Akshayakalpa has 130 dairies attached to it in Tiptur. Between them they have about 2,000 animals. Its milk commands a premium. It sells for Rs 60 a litre in Bengaluru. Mother Dairy in Delhi, for example, retails full cream milk for Rs 50 a litre. Reddy says anxious mothers are willing to pay more rather than take chances with their babies. He says demand outstrips supply. He also sells milk products like paneer and butter. Akshayakalpa ghee is priced at Rs 1,000 a litre, which is a stiff premium to brands that do not sport the organic tag and retail for around Rs 400 a litre.
Reddy encourages his buyers to drink milk without boiling, which, he says denatures protein and breaks its bond with calcium, inhibiting absorption by the body. There is no risk of contamination, as milk supplied by Akshayakalpa is hygienically extracted with machines and promptly chilled. Reddy believes “mother cow” puts “bio-protectors” or enzymes in milk to block harmful bacteria, making milk “truly amruta.” But Reddy is no zany traditionalist. He does not, for instance, believe in the magical properties of desi cow urine.
(The National Dairy Research Institute in Karnal, Haryana, says boiling does degrade milk protein, but the loss in nutritional value is acceptable. Even if the udder is thoroughly cleaned, the cow can shed pathogens, so it advices pasteurization).
Despite the assurance of a steady source of income, Akshayapatra’s affiliates do not get bank finance. Reddy has therefore enlisted a group of seven investors. They are based in Bengaluru, Hyderabad and Ahmedabad. Some of them are information technology professionals, one owns pharmaceutical units and another has a resort in Kutch and exports dates.

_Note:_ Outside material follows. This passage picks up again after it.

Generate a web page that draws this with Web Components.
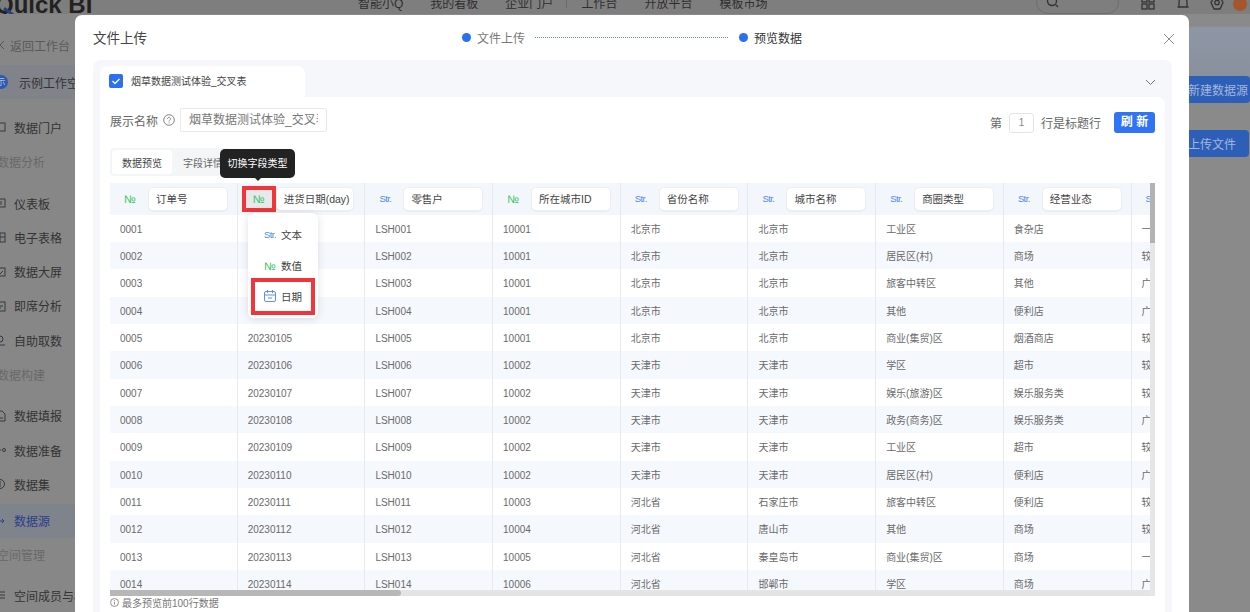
<!DOCTYPE html>
<html lang="zh">
<head>
<meta charset="utf-8">
<title>文件上传</title>
<style>
  html, body { margin: 0; height: 100%; overflow: hidden; }
  body { background: #8a8a8a; font-family: "Liberation Sans", "Noto Sans CJK SC", sans-serif; }
</style>
</head>
<body>
<qbi-app>
  <qbi-topbar slot="top"></qbi-topbar>
  <qbi-sidebar slot="side"></qbi-sidebar>
  <qbi-main slot="main"></qbi-main>
  <qbi-modal slot="modal" heading="文件上传">
    <qbi-steps slot="steps"></qbi-steps>
    <qbi-file-panel title-text="烟草数据测试体验_交叉表"></qbi-file-panel>
  </qbi-modal>
</qbi-app>

<script>
class QbiApp extends HTMLElement {
  connectedCallback() {
    this.attachShadow({ mode: "open" }).innerHTML = `
    <style>
      :host { display: grid; grid-template-columns: 160px 1fr; grid-template-rows: 14px 598px; width: 1250px; height: 612px; overflow: hidden; position: relative; }
      .top { grid-column: 1 / 3; display: block; }
    </style>
    <div class="top"><slot name="top"></slot></div>
    <slot name="side"></slot>
    <slot name="main"></slot>
    <slot name="modal"></slot>`;
  }
}

class QbiTopbar extends HTMLElement {
  connectedCallback() {
    this.attachShadow({ mode: "open" }).innerHTML = `
    <style>
      :host { display: block; height: 14px; overflow: hidden; background: #7e7e7e; color: #2e2e2e; position: relative; }
      .row { display: flex; align-items: center; height: 24px; margin-top: -10px; font-size: 12px; }
      .logo { width: 363px; flex: none; margin-left: -5px; margin-top: 6px; font-size: 24px; font-weight: 700; color: #222; white-space: nowrap; position: relative; }
      .logo::after { content: ""; position: absolute; left: 8px; top: 19px; width: 11px; height: 3px; background: #24427c; transform: rotate(35deg); }
      nav { display: flex; gap: 27px; }
      .bar { width: 1px; height: 14px; background: #6a6a6a; margin: 0 -13px 0 -14px; }
      .tools { margin-left: auto; display: flex; align-items: center; }
      .search { width: 83px; height: 24px; box-sizing: border-box; border: 1px solid #6e6e6e; border-radius: 12px; padding: 4px 0 0 9px; }
      svg { display: block; fill: none; stroke: #333; stroke-width: 1.3; }
      .tools svg.i { margin-top: 2px; }
      .avatar { width: 14px; height: 14px; border-radius: 50%; background: #a5562e; margin: 4px 3px 0 0; }
    </style>
    <div class="row">
      <div class="logo">Quick BI</div>
      <nav>
        <span>智能小Q</span><span>我的看板</span><span>企业门户</span><i class="bar"></i><span>工作台</span><span>开放平台</span><span>模板市场</span>
      </nav>
      <div class="tools">
        <div class="search"><svg width="13" height="13" viewBox="0 0 13 13"><circle cx="6" cy="6" r="4.500"/><path d="M9.500 9.500 12 12"/></svg></div>
        <svg class="i" style="margin-left:22px" width="14" height="14" viewBox="0 0 14 14"><rect x="1" y="1" width="5" height="5"/><rect x="8" y="1" width="5" height="5"/><rect x="1" y="8" width="5" height="5"/><rect x="8" y="8" width="5" height="5"/></svg>
        <svg class="i" style="margin-left:21px" width="14" height="14" viewBox="0 0 14 14"><path d="M3 11V6a4 4 0 0 1 8 0v5M1.500 11h11"/></svg>
        <svg class="i" style="margin-left:19px" width="16" height="14" viewBox="0 0 16 14"><path d="M5 1h6l3 5.500-3 6.500H5L2 6.500z"/><circle cx="8" cy="6.500" r="2.200"/></svg>
        <div class="avatar" style="margin-left:8px"></div>
      </div>
    </div>`;
  }
}

const NAV = [
  { t: "back", label: "返回工作台", mt: 14 },
  { t: "space", label: "示例工作空间", mt: 3 },
  { t: "item", label: "数据门户", mt: 11, icon: '<rect x="1" y="2" width="10" height="8"/>' },
  { t: "head", label: "数据分析" },
  { t: "item", label: "仪表板", mt: 7, icon: '<rect x="1" y="2" width="10" height="8"/><path d="M4 8V6M7 8V4"/>' },
  { t: "item", label: "电子表格", icon: '<rect x="1" y="2" width="10" height="9"/><path d="M1 6h10M6 2v9"/>' },
  { t: "item", label: "数据大屏", icon: '<rect x="1" y="2" width="10" height="8"/><path d="m4 6 2 2 3-3"/>' },
  { t: "item", label: "即席分析", icon: '<rect x="1" y="2" width="10" height="9"/><path d="M3 6h6M6 9V7"/>' },
  { t: "item", label: "自助取数", icon: '<circle cx="6" cy="5" r="3"/><path d="M2 11h9"/>' },
  { t: "head", label: "数据构建" },
  { t: "item", label: "数据填报", mt: 7, icon: '<path d="M3 1h5l3 3v7H3z"/><path d="M5 8h4"/>' },
  { t: "item", label: "数据准备", icon: '<circle cx="10" cy="6" r="1.500"/><path d="M1 6h6"/>' },
  { t: "item", label: "数据集", icon: '<circle cx="6" cy="6" r="4.500"/><path d="M6 3v6"/>' },
  { t: "item", label: "数据源", active: true, mt: 2, icon: '<path d="M1 6h9M8 4l2 2-2 2"/>' },
  { t: "head", label: "空间管理", mt: -1 },
  { t: "item", label: "空间成员与权限", mt: 7, icon: '<path d="M1 3h10M1 6h10M1 9h10"/>' }
];

class QbiSidebar extends HTMLElement {
  connectedCallback() {
    const rows = NAV.map(n => {
      const style = n.mt ? ` style="margin-top:${n.mt}px"` : "";
      if (n.t === "head") return `<div class="row head"${style}>${n.label}</div>`;
      if (n.t === "back") return `<div class="row back"${style}><svg width="6" height="10" viewBox="0 0 6 10"><path d="M5 1 1 5l4 4"/></svg>${n.label}</div>`;
      if (n.t === "space") return `<div class="row space"${style}><b>示</b>${n.label}</div>`;
      return `<div class="row item${n.active ? " on" : ""}"${style}><svg width="12" height="12" viewBox="0 0 12 12">${n.icon}</svg>${n.label}</div>`;
    }).join("");
    this.attachShadow({ mode: "open" }).innerHTML = `
    <style>
      :host { display: block; background: #878787; color: #333; font-size: 12px; overflow: hidden; }
      .row { display: flex; align-items: center; height: 34.300px; white-space: nowrap; margin-left: -6px; }
      svg { flex: none; fill: none; stroke: #383838; stroke-width: 1; }
      .head { color: #696969; padding-left: 3px; }
      .back { color: #5a5a5a; padding-left: 5px; gap: 5px; }
      .back svg { stroke: #555; }
      .space { background: #80838a; gap: 11px; height: 34px; }
      .space b { width: 14px; height: 14px; flex: none; border-radius: 50%; background: #2c5bb0; color: #a9bbdb; font-size: 9px; font-weight: 400; text-align: center; line-height: 14px; }
      .item { gap: 8px; }
      .on { background: #7f838c; color: #27408a; }
      .on svg { stroke: #27408a; }
    </style>${rows}`;
  }
}

class QbiMain extends HTMLElement {
  connectedCallback() {
    this.attachShadow({ mode: "open" }).innerHTML = `
    <style>
      :host { display: flex; flex-direction: column; align-items: flex-end; padding-top: 62px; box-sizing: border-box; font-size: 12px;
        background: linear-gradient(180deg, #8a8a8a 0, #8a8a8a 12px, #8e96a6 14px, #8a909c 62px, #8a8a8a 90px); }
      .btn { height: 27px; background: #2e5fb8; color: #a3b6da; display: flex; align-items: center; border-radius: 0 4px 4px 0; white-space: nowrap; width: 120px; box-sizing: border-box; padding-bottom: 1px; }
      .new { padding-left: 58px; }
      .up { padding-left: 59px; margin: 27px 1px 0 0; }
    </style>
    <div class="btn new">新建数据源</div>
    <div class="btn up">上传文件</div>`;
  }
}

class QbiModal extends HTMLElement {
  connectedCallback() {
    this.attachShadow({ mode: "open" }).innerHTML = `
    <style>
      :host { position: absolute; left: 75px; top: 15px; width: 1114px; height: 610px; background: #fff; border-radius: 7px 7px 0 0; display: flex; flex-direction: column; overflow: hidden; }
      header { height: 45px; flex: none; display: flex; align-items: center; padding: 0 14px 0 18px; color: #444; font-size: 13.500px; }
      .title { width: 369px; flex: none; margin-top: -1px; }
      .x { margin: 2px 0 0 auto; display: block; }
      .body { padding: 0 17px 0 18px; }
    </style>
    <header>
      <div class="title">${this.getAttribute("heading")}</div>
      <slot name="steps"></slot>
      <svg class="x" width="12" height="12" viewBox="0 0 12 12" fill="none" stroke="#8c8c8c" stroke-width="1"><path d="M1 1l10 10M11 1 1 11"/></svg>
    </header>
    <div class="body"><slot></slot></div>`;
  }
}

class QbiSteps extends HTMLElement {
  connectedCallback() {
    this.attachShadow({ mode: "open" }).innerHTML = `
    <style>
      :host { display: flex; align-items: center; font-size: 12px; color: #777; }
      i { width: 9px; height: 9px; border-radius: 50%; background: #2b6ff2; margin-right: 6px; flex: none; }
      .line { width: 193px; border-top: 1px dotted #5f86c8; margin: 0 11px 0 10px; }
      b { font-weight: 400; color: #333; }
      span, b { margin-top: -1px; }
    </style>
    <i></i><span>文件上传</span><div class="line"></div><i></i><b>预览数据</b>`;
  }
}

class QbiFilePanel extends HTMLElement {
  connectedCallback() {
    this.attachShadow({ mode: "open" }).innerHTML = `
    <style>
      :host { display: block; background: #f5f7fa; border-radius: 8px 8px 0 0; padding: 0 7px; color: #555; }
      .head { height: 37px; display: flex; align-items: flex-end; }
      .tab { width: 205px; height: 31px; box-sizing: border-box; background: #fff; border-radius: 8px 8px 0 0; display: flex; align-items: center; gap: 8px; padding: 0 0 2px 9px; font-size: 10px; color: #444; }
      .check { width: 14px; height: 14px; border-radius: 2px; background: #2b6ff2; display: block; }
      .chev { margin: 0 9px 11px auto; }
      .inner { background: #fff; border-radius: 0 8px 0 0; padding: 11px 10px 0; height: 560px; box-sizing: border-box; }
      .opts { display: flex; align-items: center; height: 24px; font-size: 12px; color: #666; }
      .help { margin: 0 5px 0 5px; display: block; }
      .name { width: 147px; height: 24px; box-sizing: border-box; border: 1px solid #e9e9e9; border-radius: 2px; padding: 0 8px; line-height: 22px; color: #777; }
      .name div { white-space: nowrap; overflow: hidden; }
      .rowno { margin-left: auto; display: flex; align-items: center; margin-top: 5px; }
      .no { width: 25px; height: 20px; box-sizing: border-box; margin: 0 7px; border: 1px solid #e4e4e4; border-radius: 3px; text-align: center; line-height: 18px; font-size: 10px; color: #888; }
      .refresh { width: 41px; height: 21px; margin-left: 13px; border-radius: 3px; background: #2e74f5; color: #fff; font-weight: 700; font-size: 12px; text-align: center; line-height: 21px; }
      .foot { display: flex; align-items: center; gap: 3px; height: 14px; margin-top: -1px; font-size: 10px; color: #777; }
    </style>
    <div class="head">
      <div class="tab">
        <svg class="check" viewBox="0 0 14 14" fill="none" stroke="#fff" stroke-width="1.400"><path d="m3.500 7 2.500 2.500 4.500-4.500"/></svg>
        ${this.getAttribute("title-text")}
      </div>
      <svg class="chev" width="11" height="7" viewBox="0 0 11 7" fill="none" stroke="#777"><path d="m1 1 4.500 4.500L10 1"/></svg>
    </div>
    <div class="inner">
      <div class="opts">
        展示名称
        <svg class="help" width="12" height="12" viewBox="0 0 12 12" fill="none" stroke="#777" stroke-width=".9"><circle cx="6" cy="6" r="5.300"/><path d="M4.500 4.800a1.500 1.500 0 1 1 2.300 1.300c-.6.400-.8.700-.8 1.300M6 8.400v1"/></svg>
        <div class="name"><div>${this.getAttribute("title-text")}</div></div>
        <div class="rowno">第<div class="no">1</div>行是标题行<div class="refresh">刷 新</div></div>
      </div>
      <qbi-tabs></qbi-tabs>
      <qbi-data-table></qbi-data-table>
      <div class="foot">
        <svg width="9" height="9" viewBox="0 0 10 10" fill="none" stroke="#777" stroke-width=".9"><circle cx="5" cy="5" r="4.400"/><path d="M5 4.300v3M5 2.400v1"/></svg>
        最多预览前100行数据
      </div>
    </div>`;
  }
}

class QbiTabs extends HTMLElement {
  connectedCallback() {
    this.attachShadow({ mode: "open" }).innerHTML = `
    <style>
      :host { display: flex; width: 120px; height: 28px; margin: 16px 0 7px; padding: 2px; box-sizing: border-box; background: #f4f5f7; border-radius: 4px; font-size: 10px; color: #666; white-space: nowrap; }
      div { display: flex; align-items: center; justify-content: center; width: 60px; flex: none; }
      .on { background: #fff; border-radius: 3px; color: #444; }
      .off { padding-left: 11px; justify-content: flex-start; box-sizing: border-box; }
    </style>
    <div class="on">数据预览</div><div class="off">字段详情</div>`;
  }
}

class QbiTypeBadge extends HTMLElement {
  connectedCallback() {
    const isNum = this.getAttribute("kind") === "num";
    this.attachShadow({ mode: "open" }).innerHTML = `
    <style>
      :host { display: inline-flex; align-items: center; justify-content: center; flex: none; width: var(--badge-w, 26px); height: 18px; white-space: nowrap;
        font-size: ${isNum ? "11px" : "9.500px"}; color: ${isNum ? "#2fc45e" : "#4f88ec"}; letter-spacing: ${isNum ? "0" : "-.6px"}; }
      :host([picked]) { background: #e6e8ea; outline: 4px solid #f0353b; }
    </style>${isNum ? "№" : "Str."}`;
  }
}

class QbiTypeMenu extends HTMLElement {
  connectedCallback() {
    this.attachShadow({ mode: "open" }).innerHTML = `
    <style>
      :host { position: absolute; left: 138px; top: 30px; width: 70px; height: 105px; box-sizing: border-box; padding: 5.500px 7px 0; background: #fff; border-radius: 6px; box-shadow: 0 1px 8px rgba(0,0,0,.12); font-size: 10.500px; color: #444; --badge-w: 12px; }
      div { display: flex; align-items: center; gap: 5px; height: 31.500px; padding-left: 9px; }
      .sel { outline: 4px solid #f0353b; height: 29px; }
      svg { display: block; flex: none; }
    </style>
    <div><qbi-type-badge kind="str"></qbi-type-badge>文本</div>
    <div><qbi-type-badge kind="num"></qbi-type-badge>数值</div>
    <div class="sel"><svg width="12" height="12" viewBox="0 0 12 12" fill="none" stroke="#5a90ee"><rect x=".5" y="1.500" width="11" height="10" rx="1.500"/><path d="M.5 5h11M3.500 0v3M8.500 0v3M4 8h4"/></svg>日期</div>`;
  }
}

class QbiFieldHead extends HTMLElement {
  connectedCallback() {
    const picked = this.hasAttribute("picked");
    this.attachShadow({ mode: "open" }).innerHTML = `
    <style>
      :host { display: flex; align-items: center; gap: 5px; padding-left: 7px; box-sizing: border-box; border-right: 1px solid #e6eaf0; overflow: hidden; }
      :host([picked]) { gap: 4px; padding-left: 8px; }
      .field { width: 80px; height: 24px; flex: none; box-sizing: border-box; background: #fff; border: 1px solid #eceef2; border-radius: 5px; box-shadow: 0 1px 1px rgba(0,0,0,.04); padding: 0 7px; line-height: 22px; font-size: 10.500px; color: #444; white-space: nowrap; overflow: hidden; }
      :host([picked]) .field { width: 78px; padding-right: 0; }
    </style>
    <qbi-type-badge kind="${this.getAttribute("kind")}" ${picked ? "picked" : ""}></qbi-type-badge>
    <div class="field">${this.getAttribute("name")}</div>`;
  }
}

const FIELDS = [
  ["num", "订单号"], ["num", "进货日期(day)"], ["str", "零售户"], ["num", "所在城市ID"],
  ["str", "省份名称"], ["str", "城市名称"], ["str", "商圈类型"], ["str", "经营业态"], ["str", "规模"]
];

const ROWS = [
  ["10001", "北京市", "北京市", "工业区", "食杂店", "一般"],
  ["10001", "北京市", "北京市", "居民区(村)", "商场", "较大"],
  ["10001", "北京市", "北京市", "旅客中转区", "其他", "广泛"],
  ["10001", "北京市", "北京市", "其他", "便利店", "广泛"],
  ["10001", "北京市", "北京市", "商业(集贸)区", "烟酒商店", "较大"],
  ["10002", "天津市", "天津市", "学区", "超市", "较大"],
  ["10002", "天津市", "天津市", "娱乐(旅游)区", "娱乐服务类", "较大"],
  ["10002", "天津市", "天津市", "政务(商务)区", "娱乐服务类", "广泛"],
  ["10002", "天津市", "天津市", "工业区", "超市", "较大"],
  ["10002", "天津市", "天津市", "居民区(村)", "便利店", "广泛"],
  ["10003", "河北省", "石家庄市", "旅客中转区", "便利店", "较大"],
  ["10004", "河北省", "唐山市", "其他", "商场", "较大"],
  ["10005", "河北省", "秦皇岛市", "商业(集贸)区", "商场", "一般"],
  ["10006", "河北省", "邯郸市", "学区", "商场", "广泛"]
];

class QbiDataTable extends HTMLElement {
  connectedCallback() {
    const heads = FIELDS.map(([k, n], i) =>
      `<qbi-field-head kind="${k}" name="${n}" ${i === 1 ? "picked" : ""}></qbi-field-head>`).join("");
    const rows = ROWS.map((r, i) => {
      const n = String(i + 1).padStart(2, "0");
      // the first four dates sit under the open type menu
      const cells = ["00" + n, i < 4 ? "" : "202301" + n, "LSH0" + n, ...r];
      return `<div class="tr">${cells.map(c => `<div class="td">${c}</div>`).join("")}</div>`;
    }).join("");
    this.attachShadow({ mode: "open" }).innerHTML = `
    <style>
      :host { display: block; position: relative; height: 413px; }
      .clip { height: 100%; overflow: hidden; }
      .thead, .tr { display: grid; grid-template-columns: repeat(9, 127.700px); width: 1149.300px; }
      .thead { height: 31.500px; background: #f3f6fb; }
      .tr { height: 27.350px; background: #fff; }
      .tr:nth-child(even) { background: #f5f8fd; }
      .td { padding: 2px 0 0 10px; box-sizing: border-box; border-right: 1px solid #e6eaf0; font-size: 10px; line-height: 25px; color: #6a6a6a; white-space: nowrap; overflow: hidden; }
      .tip { position: absolute; left: 110px; top: -34px; width: 75px; height: 29px; background: #222; border-radius: 5px; color: #fff; font-size: 10px; line-height: 29px; text-align: center; }
      .tip::after { content: ""; position: absolute; left: 34px; bottom: -3px; border: 4px solid transparent; border-bottom: 0; border-top-color: #222; }
      .vtrack { position: absolute; right: 0; top: 0; bottom: 0; width: 5px; background: #e6e6e6; }
      .vthumb { height: 60px; background: #b3b3b3; }
      .htrack { position: absolute; left: 0; right: 0; bottom: 0; height: 6px; background: #e4e4e4; }
      .hthumb { width: 291px; height: 100%; background: #b7b7b7; border-radius: 0 3px 3px 0; }
    </style>
    <div class="clip">
      <div class="thead">${heads}</div>
      <div class="tbody">${rows}</div>
    </div>
    <div class="htrack"><div class="hthumb"></div></div>
    <div class="vtrack"><div class="vthumb"></div></div>
    <div class="tip">切换字段类型</div>
    <qbi-type-menu></qbi-type-menu>`;
  }
}

customElements.define("qbi-app", QbiApp);
customElements.define("qbi-topbar", QbiTopbar);
customElements.define("qbi-sidebar", QbiSidebar);
customElements.define("qbi-main", QbiMain);
customElements.define("qbi-modal", QbiModal);
customElements.define("qbi-steps", QbiSteps);
customElements.define("qbi-file-panel", QbiFilePanel);
customElements.define("qbi-tabs", QbiTabs);
customElements.define("qbi-type-badge", QbiTypeBadge);
customElements.define("qbi-type-menu", QbiTypeMenu);
customElements.define("qbi-field-head", QbiFieldHead);
customElements.define("qbi-data-table", QbiDataTable);
</script>
</body>
</html>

Called Mission 2020 they have an affinity to agriculture, but not the time for it. Sunil’s dairy in Alur has a covered platform on stilts where some of them spend weekends in tents. The bucolic setting is a break from Bengaluru’s bustle.
‘We have taken it up as a research project, says Sandeep Kamath, a marketing consultant and secretary of the Biodynamic Association of India. (Biodynamic preparations are made from buried cow horns filled with banyan tree soil, which is said to produce microbes that can enrich compost and ward off fungal diseases. The Indian Institute of Farming Systems Research at Modipuram near Delhi, says the claims are exaggerated).
The group’s ambition is for the dairies they have invested in to each produce 200 litres of milk per day. They are willing to top-up the capital and operational expenditure. They expect a return of around 18 percent. If inclined, they can continue as partners, or exit after a few years by selling their shares to the farmer-owners.
Reddy next plan is to make his farmer associates shareholders in Akshyakalpa, which is a private company. That way, he thinks, it will become a movement.
(A version of this report was published in the Financial Express on 31 October).